_GIVEN REQUEST_:
Transcribe every line from the top down to the line with "const RAIL = '#3c3c3c';", both ends included, but not the pictures.
───
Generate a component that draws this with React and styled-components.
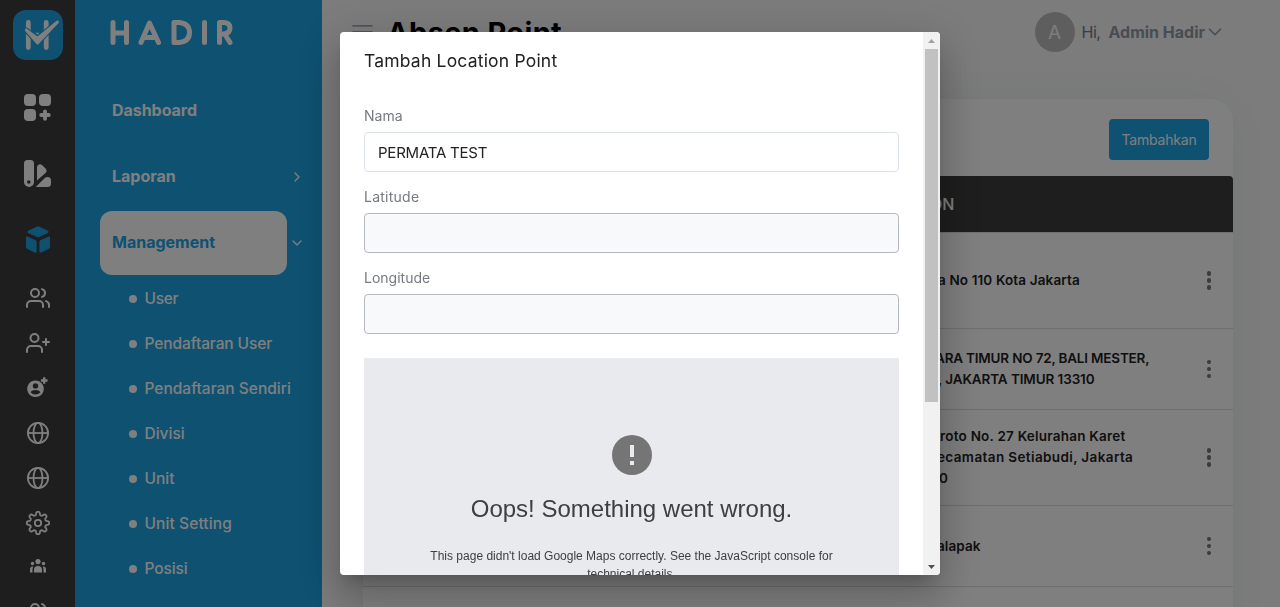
import React from 'react';
import styled, { createGlobalStyle } from 'styled-components';
import { FiUsers, FiUserPlus, FiChevronRight, FiChevronDown } from 'react-icons/fi';

const BLUE = '#1ca2e2';
const RAIL = '#3c3c3c';

const Global = createGlobalStyle`
  * { box-sizing: border-box; }
  body { margin: 0; overflow: hidden; font-family: 'Inter', 'Open Sans', sans-serif; }
`;

const Screen = styled.div`
  display: flex;
  height: 607px;
  overflow: hidden;
  background: #f9f9f9;
`;

const T = styled.span`
  display: inline-block;
  white-space: nowrap;
  font-size: ${(p) => p.$size || 14}px;
  font-weight: ${(p) => p.$weight || 400};
  letter-spacing: ${(p) => p.$track || 0}px;
  color: ${(p) => p.$color || 'inherit'};
`;

const Rail = styled.aside`
  flex: none;
  width: 75px;
  background: ${RAIL};
  color: #fff;
  display: flex;
  flex-direction: column;
  align-items: center;
  padding-top: 10px;
`;

const LogoTile = styled.div`
  width: 50px;
  height: 50px;
  border-radius: 13px;
  background: ${BLUE};
  margin-bottom: 14px;
  flex: none;
`;

const RailItem = styled.div`
  flex: none;
  width: 75px;
  height: ${(p) => p.$h}px;
  padding-top: ${(p) => (p.$main ? 1 : 0)}px;
  display: flex;
  align-items: center;
  justify-content: center;
  color: ${(p) => (p.$active ? BLUE : '#fff')};
  svg { display: block; }
`;

const Side = styled.nav`
  flex: none;
  width: 247px;
  background: ${BLUE};
  color: #fff;
  padding: 19px 0 0 25px;
`;

const Wordmark = styled.div`
  height: 59px;
  padding-left: 10px;
`;

const NavItem = styled.div`
  display: flex;
  align-items: center;
  justify-content: space-between;
  height: 66px;
  padding: 0 17px 0 12px;
  ${T} { padding-bottom: 2px; }
`;

const ActiveRow = styled.div`
  display: flex;
  align-items: center;
  gap: 2px;
  height: 66px;
`;

const ActivePill = styled.div`
  width: 187px;
  height: 64px;
  border-radius: 12px;
  background: #fff;
  color: ${BLUE};
  display: flex;
  align-items: center;
  padding: 0 0 2px 12px;
`;

const SubItem = styled.div`
  display: flex;
  align-items: center;
  gap: 7.500px;
  height: 45px;
  padding-left: 29px;
  &::before {
    content: '';
    width: 8px;
    height: 8px;
    border-radius: 50%;
    background: #fff;
  }
`;

const Main = styled.main`
  flex: 1;
  min-width: 0;
  padding: 0 47px 0 30px;
`;

const TopBar = styled.header`
  display: flex;
  align-items: center;
  height: 64px;
`;

const PageTitle = styled.h1`
  margin: 0 auto 0 13px;
  padding-top: 1px;
  font-size: 29px;
  line-height: 36px;
  font-weight: 700;
  letter-spacing: ${(p) => p.$track}px;
  color: #000;
`;

const Avatar = styled.div`
  width: 40px;
  height: 40px;
  border-radius: 50%;
  background: #bdbdbd;
  color: #fafafa;
  display: flex;
  align-items: center;
  justify-content: center;
  margin-right: 7px;
`;

const UserName = styled.div`
  display: flex;
  align-items: center;
  gap: 8px;
  color: #9298a6;
  padding-right: 7px;
  svg { margin-left: -9px; }
`;

const Card = styled.section`
  margin: 35px 0 0 11px;
  height: 560px;
  border-radius: 22px;
  background: #fff;
  box-shadow: 0 0 50px rgba(40, 60, 60, 0.06);
`;

const CardTools = styled.div`
  display: flex;
  justify-content: flex-end;
  padding: 20px 24px 16px;
`;

const AddButton = styled.button`
  width: 100px;
  height: 41px;
  border: 0;
  border-radius: 4px;
  background: ${BLUE};
  color: #fff;
  font-family: inherit;
  padding: 0;
`;

const HeadRow = styled.div`
  height: 57px;
  background: ${RAIL};
  color: #fff;
  border-bottom: 1px solid #e0e0e0;
  border-radius: 4px 4px 0 0;
  display: flex;
  align-items: center;
  padding: 0 0 1px 510px;
`;

const Row = styled.div`
  height: ${(p) => p.$h}px;
  border-bottom: 1px solid #dcdcdc;
  display: flex;
  align-items: center;
  justify-content: space-between;
  padding: 0 22px 0 495px;
  color: #212121;
`;

const Address = styled.div`
  display: flex;
  flex-direction: column;
  line-height: 21px;
  width: 290px;
`;

const AddressLine = styled.div`
  display: flex;
  height: 21px;
  margin-left: ${(p) => p.$shift || 0}px;
`;

const Dots = styled.div`
  display: flex;
  flex-direction: column;
  gap: 2.500px;
  width: 4.500px;
  i {
    width: 4.500px;
    height: 4.500px;
    border-radius: 50%;
    background: #777;
  }
`;

const Backdrop = styled.div`
  position: fixed;
  inset: 0;
  background: rgba(0, 0, 0, 0.5);
  display: flex;
  justify-content: center;
  align-items: flex-start;
  padding-top: 32px;
`;

const Dialog = styled.div`
  width: 600px;
  height: 543px;
  border-radius: 4px;
  background: #fff;
  overflow: hidden;
  display: flex;
  box-shadow: 0 11px 15px -7px rgba(0, 0, 0, 0.2), 0 24px 38px 3px rgba(0, 0, 0, 0.14), 0 9px 46px 8px rgba(0, 0, 0, 0.12);
`;

const DialogBody = styled.div`
  width: 583px;
  padding: 16px 24px 0;
  overflow: hidden;
`;

const DialogTitle = styled.div`
  height: 26px;
  display: flex;
  align-items: center;
  color: #212121;
  padding-bottom: 2px;
  margin-bottom: 31px;
`;

const Label = styled.label`
  display: block;
  height: 21px;
  line-height: 21px;
  color: #757b80;
  margin-bottom: 6px;
`;

const Input = styled.div`
  height: 40px;
  border: 1px solid ${(p) => (p.$locked ? '#b5b8bd' : '#dce1ea')};
  border-radius: 4px;
  background: ${(p) => (p.$locked ? '#f8f9fb' : '#fff')};
  color: #222;
  display: flex;
  align-items: center;
  padding-left: 13px;
  margin-bottom: 14px;
`;

const MapBox = styled.div`
  margin-top: 24px;
  height: 400px;
  background: #e8eaed;
  padding-top: 77px;
  display: flex;
  flex-direction: column;
  align-items: center;
  font-family: 'Liberation Sans', Arial, sans-serif;
  color: #3c4043;
  text-align: center;
  svg { display: block; flex: none; }
`;

const MapTitle = styled.div`
  font-size: 24px;
  line-height: 28px;
  margin-top: 20px;
`;

const MapText = styled.div`
  font-size: 12px;
  line-height: 18px;
  margin-top: 24px;
  width: 428px;
`;

const ScrollBar = styled.div`
  width: 17px;
  background: #f1f1f1;
  display: flex;
  flex-direction: column;
  align-items: center;
  justify-content: space-between;
`;

const Arrow = styled.div`
  height: 17px;
  display: flex;
  align-items: center;
  svg { display: block; }
`;

const Thumb = styled.div`
  width: 13px;
  height: 353px;
  background: #c1c1c1;
  margin-bottom: auto;
`;

const CHECK = 'M13.300 20L24.500 28.500L44.500 12L24.600 33Z';

const Logo = () => (
  <svg width="50" height="50" viewBox="0 0 50 50" fill="none" strokeLinecap="round">
    <path d="M15.300 12.500V37.500M33.200 12.500V37.500" stroke="#fff" strokeWidth="4.800" />
    <path d={CHECK} fill={BLUE} stroke={BLUE} strokeWidth="5" strokeLinejoin="round" />
    <path d={CHECK} fill="#fff" stroke="#fff" strokeWidth="3" strokeLinejoin="round" />
    <path d="M22.300 22.800h4.400l-2.200 2z" fill="#fff" />
  </svg>
);

const MenuLines = () => (
  <svg width="22" height="20" viewBox="0 0 22 20" fill="none" stroke="#9fa8bc" strokeWidth="1.700" strokeLinecap="round">
    <path d="M1 3.800h19M1 9.800h19M1 15.800h19" />
  </svg>
);

const GridPlus = () => (
  <svg width="27" height="27" viewBox="0.5 0.5 27 27" fill="currentColor">
    <rect x="0.5" y="0.5" width="12" height="12" rx="4" />
    <rect x="15.5" y="0.5" width="12" height="12" rx="4" />
    <rect x="0.5" y="15.5" width="12" height="12" rx="4" />
    <path d="M21.500 17.800v7.500M17.700 21.500h7.600" stroke="currentColor" strokeWidth="3.800" strokeLinecap="round" />
  </svg>
);

const Swatch = () => (
  <svg width="27" height="27" viewBox="0.5 0.5 27 27" fill="currentColor">
    <path fillRule="evenodd" d="M4 .5h3a3.500 3.500 0 0 1 3.500 3.500V22.500a5 5 0 0 1-10 0V4A3.500 3.500 0 0 1 4 .5ZM5.300 20.700a1.800 1.800 0 1 0 0 3.600a1.800 1.800 0 0 0 0-3.600Z" />
    <path d="M13.500 21V7.500a3 3 0 0 1 5-2l3.500 3.500a3.200 3.200 0 0 1 0 4.500Z" />
    <path d="M12.300 27.500L21.500 18.300a4 4 0 0 1 2.500-.8a3.500 3.500 0 0 1 3.500 3.500v3a3.500 3.500 0 0 1-3.500 3.500Z" />
  </svg>
);

const Cube = () => (
  <svg width="26" height="27" viewBox="0 0.5 26 27" fill="currentColor" stroke="currentColor" strokeWidth="1.600" strokeLinejoin="round">
    <path d="M13 1.500L22.500 6Q23 6.300 22.500 6.700L13 11L3.500 6.700Q3 6.300 3.500 6Z" />
    <path d="M1.800 12.300Q1.800 11.500 2.500 11.900L10.300 15.500Q10.800 15.800 10.800 16.400V26Q10.800 26.600 10 26.300L2.500 22.500Q1.800 22.100 1.800 21.300Z" />
    <path d="M24.200 12.300Q24.200 11.500 23.500 11.900L15.700 15.500Q15.200 15.800 15.200 16.400V26Q15.200 26.600 16 26.300L23.500 22.500Q24.200 22.100 24.200 21.300Z" />
  </svg>
);

const UserBadge = () => (
  <svg width="22" height="22" viewBox="0 0 22 22" fill="currentColor">
    <path fillRule="evenodd" d="M8.500 4.500a8.300 8.300 0 1 0 .01 0ZM8.500 7.200a2.700 2.700 0 1 1 0 5.400a2.700 2.700 0 0 1 0-5.400ZM8.500 14c2.300 0 4 .9 4.900 2.200a6.200 6.200 0 0 1-9.800 0C4.500 14.900 6.200 14 8.500 14Z" />
    <path d="M17.200 1v7M13.700 4.500h7" stroke={RAIL} strokeWidth="4.400" />
    <path d="M17.200 1.200v6.600M13.900 4.500h6.600" stroke="currentColor" strokeWidth="2.300" />
  </svg>
);

const Globe = () => (
  <svg width="24" height="24" viewBox="0 0 24 24" fill="none" stroke="currentColor" strokeWidth="1.800">
    <circle cx="12" cy="12" r="10.100" />
    <ellipse cx="12" cy="12" rx="4.500" ry="10.100" />
    <path d="M1.900 12h20.200" />
  </svg>
);

const gear = (() => {
  const pts = [];
  for (let i = 0; i <= 160; i += 1) {
    const a = (i / 160) * Math.PI * 2;
    const r = 9.600 + 1.600 * Math.tanh(2 * Math.cos(8 * a));
    pts.push(`${(12 + r * Math.sin(a)).toFixed(2)} ${(12 - r * Math.cos(a)).toFixed(2)}`);
  }
  return `M${pts.join('L')}Z`;
})();

const Gear = () => (
  <svg width="24" height="24" viewBox="0 0 24 24" fill="none" stroke="currentColor" strokeWidth="1.800" strokeLinejoin="round">
    <path d={gear} />
    <circle cx="12" cy="12" r="3.200" />
  </svg>
);

const Group = () => (
  <svg width="18" height="16" viewBox="0 0 18 16" fill="currentColor">
    <circle cx="9" cy="3.600" r="2.600" />
    <circle cx="3.500" cy="5.500" r="1.700" />
    <circle cx="14.500" cy="5.500" r="1.700" />
    <path d="M5 14.500V11.500a4 3.500 0 0 1 8 0v3Z" />
    <path d="M1 14.500V11a2.500 2.500 0 0 1 3.300-2.300A5 5 0 0 0 3.500 11.500v3ZM17 14.500V11a2.500 2.500 0 0 0-3.300-2.300a5 5 0 0 1 .8 2.800v3Z" />
  </svg>
);

const HadirMark = () => (
  <svg width="124" height="28" viewBox="0 0 124 28" fill="none" stroke="#fff" strokeWidth="5" strokeLinecap="round" strokeLinejoin="round">
    <path d="M3 3.500V23.500M16.500 3.500V23.500M3 14H16.500" />
    <path d="M31 23.500L39.500 4L48.500 23.500M35 18.500H45" />
    <path d="M64 3.500V23.500H69Q79.500 22.500 79.500 13.500T69 3.500Z" />
    <path d="M94.500 3.500V23.500" />
    <path d="M109.500 23.500V3.500H114Q120 4 120 9T114 15H110M115 15.500L120 23.500" />
  </svg>
);

const subItems = [
  ['User', -0.3],
  ['Pendaftaran User', -0.1],
  ['Pendaftaran Sendiri', 0],
  ['Divisi', 0],
  ['Unit', 0],
  ['Unit Setting', 0.1],
  ['Posisi', -0.1],
];

const rows = [
  { h: 96, lines: [['a No 110 Kota Jakarta', 4, 0.13]] },
  { h: 81, lines: [['ARA TIMUR NO 72, BALI MESTER,', 1, -0.19], [', JAKARTA TIMUR 13310', 4, -0.1]] },
  { h: 96, lines: [['roto No. 27 Kelurahan Karet', 6, 0.22], ['ecamatan Setiabudi, Jakarta', 3, 0.38], ['0', 5, 0]] },
  { h: 81, lines: [['alapak', 3, 0.1]] },
];

const fields = [
  { label: 'Nama', track: 0, value: 'PERMATA TEST' },
  { label: 'Latitude', track: 0.25, locked: true },
  { label: 'Longitude', track: 0, locked: true },
];

export default function App() {
  return (
    <>
      <Global />
      <Screen>
        <Rail>
          <LogoTile><Logo /></LogoTile>
          <RailItem $h={66} $main><GridPlus /></RailItem>
          <RailItem $h={66} $main><Swatch /></RailItem>
          <RailItem $h={66} $main $active><Cube /></RailItem>
          <RailItem $h={52}><FiUsers size={24} /></RailItem>
          <RailItem $h={38}><FiUserPlus size={24} /></RailItem>
          <RailItem $h={50}><UserBadge /></RailItem>
          <RailItem $h={42}><Globe /></RailItem>
          <RailItem $h={48}><Globe /></RailItem>
          <RailItem $h={42}><Gear /></RailItem>
          <RailItem $h={44}><Group /></RailItem>
          <RailItem $h={50}><FiUsers size={24} /></RailItem>
        </Rail>
        <Side>
          <Wordmark><HadirMark /></Wordmark>
          <NavItem><T $size={16} $weight={700} $track={-0.04}>Dashboard</T></NavItem>
          <NavItem>
            <T $size={16} $weight={700}>Laporan</T>
            <FiChevronRight size={16} />
          </NavItem>
          <ActiveRow>
            <ActivePill><T $size={16} $weight={700}>Management</T></ActivePill>
            <FiChevronDown size={16} />
          </ActiveRow>
          {subItems.map(([name, track]) => (
            <SubItem key={name}><T $size={15.500} $weight={500} $track={track}>{name}</T></SubItem>
          ))}
        </Side>
        <Main>
          <TopBar>
            <MenuLines />
            <PageTitle $track={0.35}>Absen Point</PageTitle>
            <Avatar><T $size={19}>A</T></Avatar>
            <UserName>
              <T $size={16} $color="#74788d" $track={-0.5}>Hi,</T>
              <T $size={16} $weight={700}>Admin Hadir</T>
              <FiChevronDown size={22} strokeWidth={1.800} />
            </UserName>
          </TopBar>
          <Card>
            <CardTools><AddButton><T $size={14} $track={-0.2}>Tambahkan</T></AddButton></CardTools>
            <HeadRow><T $size={16} $weight={500}>LOCATION</T></HeadRow>
            {rows.map((row) => (
              <Row key={row.lines[0][0]} $h={row.h}>
                <Address>
                  {row.lines.map(([text, shift, track]) => (
                    <AddressLine key={text} $shift={shift + 76}>
                      <T $size={13.500} $weight={600} $track={track}>{text}</T>
                    </AddressLine>
                  ))}
                </Address>
                <Dots><i /><i /><i /></Dots>
              </Row>
            ))}
          </Card>
        </Main>
      </Screen>
      <Backdrop>
        <Dialog>
          <DialogBody>
            <DialogTitle><T $size={17.500} $track={0.2}>Tambah Location Point</T></DialogTitle>
            {fields.map((f) => (
              <React.Fragment key={f.label}>
                <Label><T $size={14} $track={f.track}>{f.label}</T></Label>
                <Input $locked={f.locked}>{f.value && <T $size={15} $track={-0.22}>{f.value}</T>}</Input>
              </React.Fragment>
            ))}
            <MapBox>
              <svg width="40" height="40" viewBox="0 0 40 40">
                <circle cx="20" cy="20" r="20" fill="#757575" />
                <path d="M18 10h4v12h-4zM18 26h4v4h-4z" fill="#e8eaed" />
              </svg>
              <MapTitle>Oops! Something went wrong.</MapTitle>
              <MapText>This page didn't load Google Maps correctly. See the JavaScript console for technical details.</MapText>
            </MapBox>
          </DialogBody>
          <ScrollBar>
            <Arrow><svg width="7" height="4" viewBox="0 0 7 4"><path d="M0 4L3.500 0L7 4Z" fill="#a3a3a3" /></svg></Arrow>
            <Thumb />
            <Arrow><svg width="7" height="4" viewBox="0 0 7 4"><path d="M0 0L3.500 4L7 0Z" fill="#505050" /></svg></Arrow>
          </ScrollBar>
        </Dialog>
      </Backdrop>
    </>
  );
}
───
_EXERCISE RESULT_:
Generate a component that draws this with React and styled-components.
import React from 'react';
import styled, { createGlobalStyle } from 'styled-components';
import { FiUsers, FiUserPlus, FiChevronRight, FiChevronDown } from 'react-icons/fi';

const BLUE = '#1ca2e2';
const RAIL = '#3c3c3c';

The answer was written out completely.